*REQUIREMENT*:
Set down, exactly as written, the lines from the top of the data to the line that holds "const [enabled, setEnabled]", and omit the pictures.

*DATASET CONTENT*:

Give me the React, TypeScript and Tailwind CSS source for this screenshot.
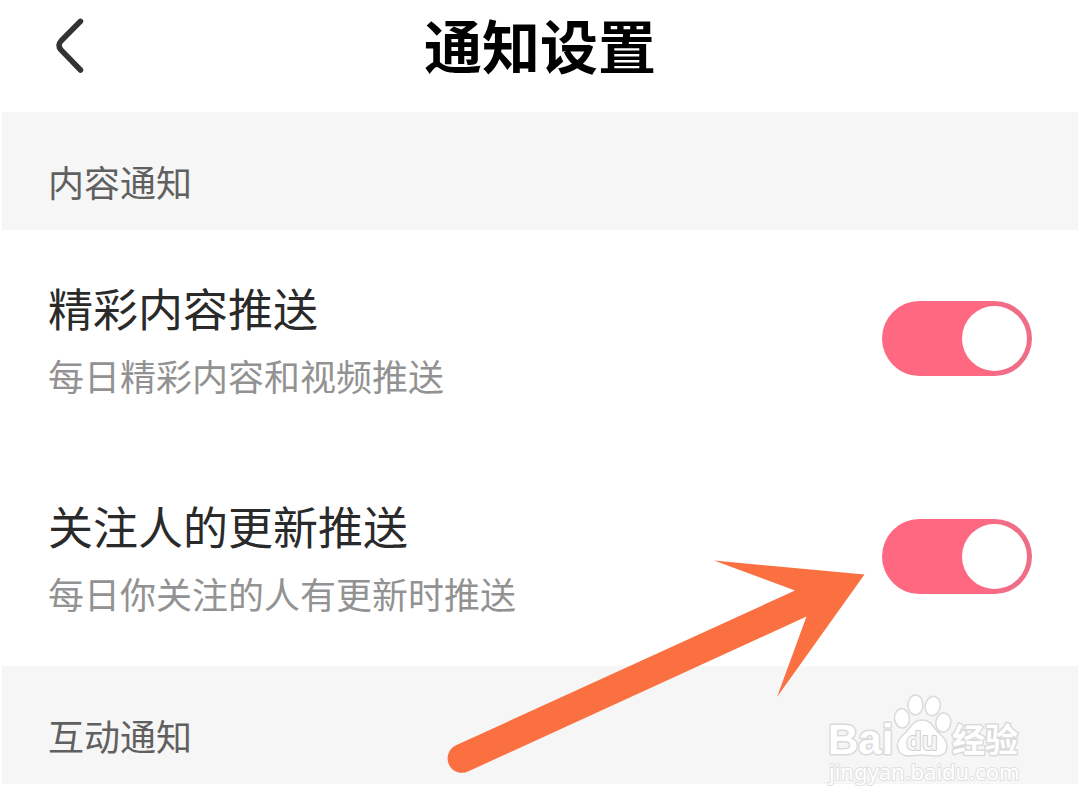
import { useState } from 'react';

type Setting = {
  id: string;
  title: string;
  description: string;
};

const contentSettings: Setting[] = [
  {
    id: 'featured',
    title: '精彩内容推送',
    description: '每日精彩内容和视频推送',
  },
  {
    id: 'following',
    title: '关注人的更新推送',
    description: '每日你关注的人有更新时推送',
  },
];

function SectionTitle({ children }: { children: string }) {
  return (
    <h2 className="mx-0.5 bg-[#f6f6f6] px-[46px] pt-[42px] pb-[22px] text-[36px] leading-[54px] text-[#606060]">
      {children}
    </h2>
  );
}

function SettingRow({ setting }: { setting: Setting }) {
  const [enabled, setEnabled] = useState(true);

  return (
    <li className="flex items-center justify-between px-12 pt-[41px] pb-[43px]">
      <div>
        <label
          htmlFor={setting.id}
          className="block text-[45px] leading-[74px] text-[#2a2a2a]"
        >
          {setting.title}
        </label>
        <p
          id={`${setting.id}-description`}
          className="text-[36px] leading-[60px] text-[#929292]"
        >
          {setting.description}
        </p>
      </div>
      <input
        type="checkbox"
        role="switch"
        id={setting.id}
        aria-describedby={`${setting.id}-description`}
        checked={enabled}
        onChange={(e) => setEnabled(e.target.checked)}
        className="flex h-[75px] w-[150px] shrink-0 cursor-pointer appearance-none items-center rounded-full bg-gray-300 px-[5px] before:size-[65px] before:rounded-full before:bg-white before:content-[''] checked:justify-end checked:bg-linear-to-r checked:from-[#ff6881] checked:from-65% checked:to-[#f06d87] checked:to-85%"
      />
    </li>
  );
}

function PointerArrow() {
  return (
    <svg
      viewBox="440 550 430 230"
      className="pointer-events-none absolute top-[550px] right-[210px] h-[230px] w-[430px]"
      fill="#fb7041"
      aria-hidden="true"
    >
      <path d="M864.5 574.5 L714 560.5 L795 590.5 L456 745.3 A14.2 14.2 0 0 0 468 771.5 L806.5 616.5 L777 697 Z" />
    </svg>
  );
}

function Watermark() {
  return (
    <svg
      viewBox="820 685 210 110"
      className="pointer-events-none absolute top-[685px] right-[50px] h-[110px] w-[210px]"
      fill="#ffffff"
      stroke="#dadada"
      strokeWidth="2"
      strokeLinejoin="round"
      role="img"
      aria-label="Baidu 经验"
    >
      <g style={{ paintOrder: 'stroke' }}>
        <text
          x="828"
          y="754"
          fontSize="42"
          fontWeight="700"
          fontFamily="Liberation Sans, sans-serif"
          strokeWidth="3"
        >
          Bai
        </text>
        <text
          x="952"
          y="752"
          fontSize="33"
          fontWeight="700"
          fontFamily="Noto Sans CJK SC, sans-serif"
          strokeWidth="3"
        >
          经验
        </text>
        <text
          x="829"
          y="780"
          fontSize="22"
          fontFamily="Noto Sans, sans-serif"
          stroke="#e0e0e0"
        >
          jingyan.baidu.com
        </text>
      </g>
      <g strokeWidth="1.5">
        <ellipse cx="902" cy="718.3" rx="7.5" ry="9.7" transform="rotate(-6 902 718.3)" />
        <ellipse cx="915.5" cy="704.9" rx="7.5" ry="10" />
        <ellipse cx="932.7" cy="706" rx="7.5" ry="9.7" transform="rotate(12 932.7 706)" />
        <ellipse cx="943.3" cy="722.5" rx="7.5" ry="9.7" transform="rotate(8 943.3 722.5)" />
        <path d="M922 720 C912 720 911 728 904 734 C897 740 896 746 899 751 C903 759 914 755 922 755 C931 755 942 759 946 751 C949 744 946 739 940 734 C933 728 932 720 922 720 Z" />
      </g>
      <text
        x="906"
        y="750"
        fontSize="25"
        fontWeight="600"
        fontFamily="Noto Sans, sans-serif"
        strokeWidth="2"
        fill="#f6f6f6"
        stroke="#d0d0d0"
        style={{ paintOrder: 'stroke' }}
      >
        du
      </text>
    </svg>
  );
}

export default function App() {
  return (
    <div className="relative min-h-screen overflow-hidden bg-white font-['Noto_Sans_CJK_SC',sans-serif]">
      <header className="relative flex h-28 items-center justify-center pb-6">
        <button
          type="button"
          aria-label="返回"
          className="absolute top-3 left-9 size-[68px]"
        >
          <svg
            viewBox="36 12 68 68"
            className="size-full"
            fill="none"
            stroke="#333333"
            strokeWidth="5.5"
            strokeLinecap="round"
          >
            <path d="M80.5 21.3 L61 41 Q57 45.3 61 49.8 L80.5 70" />
          </svg>
        </button>
        <h1 className="text-[58px] leading-[84px] font-bold text-black">
          通知设置
        </h1>
      </header>

      <main>
        <section>
          <SectionTitle>内容通知</SectionTitle>
          <ul>
            {contentSettings.map((setting) => (
              <SettingRow key={setting.id} setting={setting} />
            ))}
          </ul>
        </section>
        <section>
          <SectionTitle>互动通知</SectionTitle>
        </section>
      </main>

      <PointerArrow />
      <Watermark />
    </div>
  );
}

*ANSWER TO THE EXERCISE*:
Give me the React, TypeScript and Tailwind CSS source for this screenshot.
import { useState } from 'react';

type Setting = {
  id: string;
  title: string;
  description: string;
};

const contentSettings: Setting[] = [
  {
    id: 'featured',
    title: '精彩内容推送',
    description: '每日精彩内容和视频推送',
  },
  {
    id: 'following',
    title: '关注人的更新推送',
    description: '每日你关注的人有更新时推送',
  },
];

function SectionTitle({ children }: { children: string }) {
  return (
    <h2 className="mx-0.5 bg-[#f6f6f6] px-[46px] pt-[42px] pb-[22px] text-[36px] leading-[54px] text-[#606060]">
      {children}
    </h2>
  );
}

function SettingRow({ setting }: { setting: Setting }) {
  const [enabled, setEnabled] = useState(true);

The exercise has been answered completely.